When Joseph says: “I have forgotten my trouble”, he doesn’t mean it literally – the very next chapter makes that obvious when he sees his family again and remembers everything. Instead, Joseph gets to a point where he is able to say that for all the pain and disappointment he’s experienced, it doesn’t have a hold on him any more.

How does he do that? How does anyone get free of their past?

Well, there’s not time nor space to go into any depth here, but suffice to say it partly involves a decision of the will. Joseph must decide to forgive, decide to change his behaviour and decide to proactively think about a fruitful future – hence the name of his second son in Genesis 41:52. That must have taken some serious persistence.

Contrary to the lyrics of that irritatingly catchy song from Frozen, freedom is not found through doing anything and everything I want. “It’s time to see what I can do, to test the limits and break through.

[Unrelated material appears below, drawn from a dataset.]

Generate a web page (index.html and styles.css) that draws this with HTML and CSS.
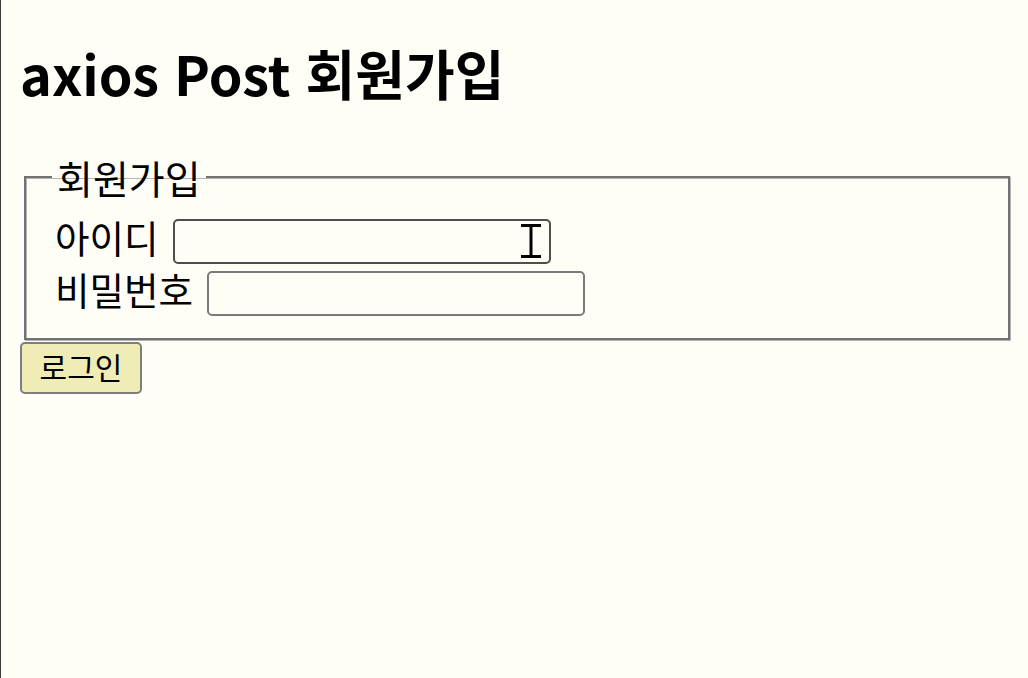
FILE: index.html
```html
<!DOCTYPE html>
<html lang="ko">
<head>
<meta charset="utf-8">
<title>axios Post 회원가입</title>
<link rel="stylesheet" href="styles.css">
</head>
<body>
<div class="page">
  <h1 class="title">axios Post 회원가입</h1>
  <form class="join-form">
    <fieldset class="join-fieldset">
      <legend class="join-legend">회원가입</legend>
      <div class="row">
        <label class="row-label" for="uid">아이디</label>
        <span class="field-wrap">
          <input class="text-input text-input--hover" id="uid" type="text">
          <svg class="ibeam" width="22" height="34" viewBox="0 0 22 34" aria-hidden="true">
            <path d="M1 1.5h20M1 32.5h20" stroke="#000" stroke-width="3" fill="none"/>
            <path d="M11 1v32" stroke="#000" stroke-width="3" fill="none"/>
          </svg>
        </span>
      </div>
      <div class="row">
        <label class="row-label" for="upw">비밀번호</label>
        <input class="text-input" id="upw" type="password">
      </div>
    </fieldset>
    <button class="submit-btn" type="button">로그인</button>
  </form>
</div>
</body>
</html>
```
FILE: styles.css
```css
html, body {
  margin: 0;
  padding: 0;
  height: 100%;
}
body {
  background: #fefef7;
  font-family: "Noto Sans CJK KR", "Noto Sans", sans-serif;
  color: #000;
}
.page {
  box-sizing: border-box;
  min-height: 100%;
  border-left: 1px solid #3a3a3a;
  padding: 0 18px 0 19px;
}
.title {
  margin: 0;
  padding-top: 40px;
  font-size: 54px;
  line-height: 66px;
  font-weight: 700;
  height: 114px;
  white-space: nowrap;
}
.join-form {
  margin: 0;
}
.join-fieldset {
  margin: 0 0 0 4px;
  padding: 0 0 19px 26px;
  border: 2px solid #727272;
  box-shadow: 1px 1px 0 #b4b4b4, inset 1px 1px 0 #b4b4b4;
}
.join-legend {
  padding: 0 5px;
  font-size: 39px;
  line-height: 46px;
}
.row {
  display: flex;
  align-items: center;
  gap: 14px;
  height: 52px;
  margin-left: 3px;
}
.row:first-of-type {
  margin-top: 15px;
}
.row-label {
  font-size: 37.5px;
  line-height: 40px;
  padding-bottom: 8px;
}
.field-wrap {
  position: relative;
  display: inline-flex;
}
.text-input {
  box-sizing: border-box;
  width: 378px;
  height: 45px;
  border: 2px solid #7a7a7a;
  border-radius: 5px;
  background: transparent;
  margin: 0;
}
.text-input--hover {
  border-color: #4e4e4e;
}
.ibeam {
  position: absolute;
  left: 347px;
  top: 5px;
}
.submit-btn {
  display: block;
  box-sizing: border-box;
  margin: 2px 0 0 0;
  width: 122px;
  height: 52px;
  border: 2px solid #7e7e7e;
  border-radius: 5px;
  background: #efecb6;
  font-family: "Noto Sans CJK KR", "Noto Sans", sans-serif;
  font-size: 30px;
  line-height: 1;
  padding: 0 0 4px 0;
  color: #000;
}
```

No right, no wrong, no rules for me, I’m free.”

That’s a load of bunkum. Just ask the addict who was free to give in to that habit again and again and again, and now isn’t so free anymore. True freedom still requires discipline, forethought and mental strength. Imagine playing football without those white lines around the edge of the pitch. I might be ‘free’ to take the ball wherever I want, but it would turn the game into a farce. The best games of football have boundaries, and life is very much the same. Boundaried, disciplined thinking is an important step to letting go of the past.

We’ll never fully know just how much Joseph was able to be free of the trauma in his story. I’m sure he had baggage until the day he died – as we all do. But calling his son’s name every single day – the daily discipline of declaring: “My past won’t affect me,” every time he held that cute bundle of joy in his arms – must have made a significant difference.

I doubt that any of us will ever be completely ‘bad-habit-or-trouble-free’, but Joseph at least gives us a helpful model to change our lives step by step. You don’t have to call your child, pet or teddy bear ‘Manasseh’, but you can wake every morning and make a decision, as best as you are able, to think a bit differently. And perhaps one day, like Joseph we’ll be able to say of all our troubles: “God meant it for good. (Genesis 50:20).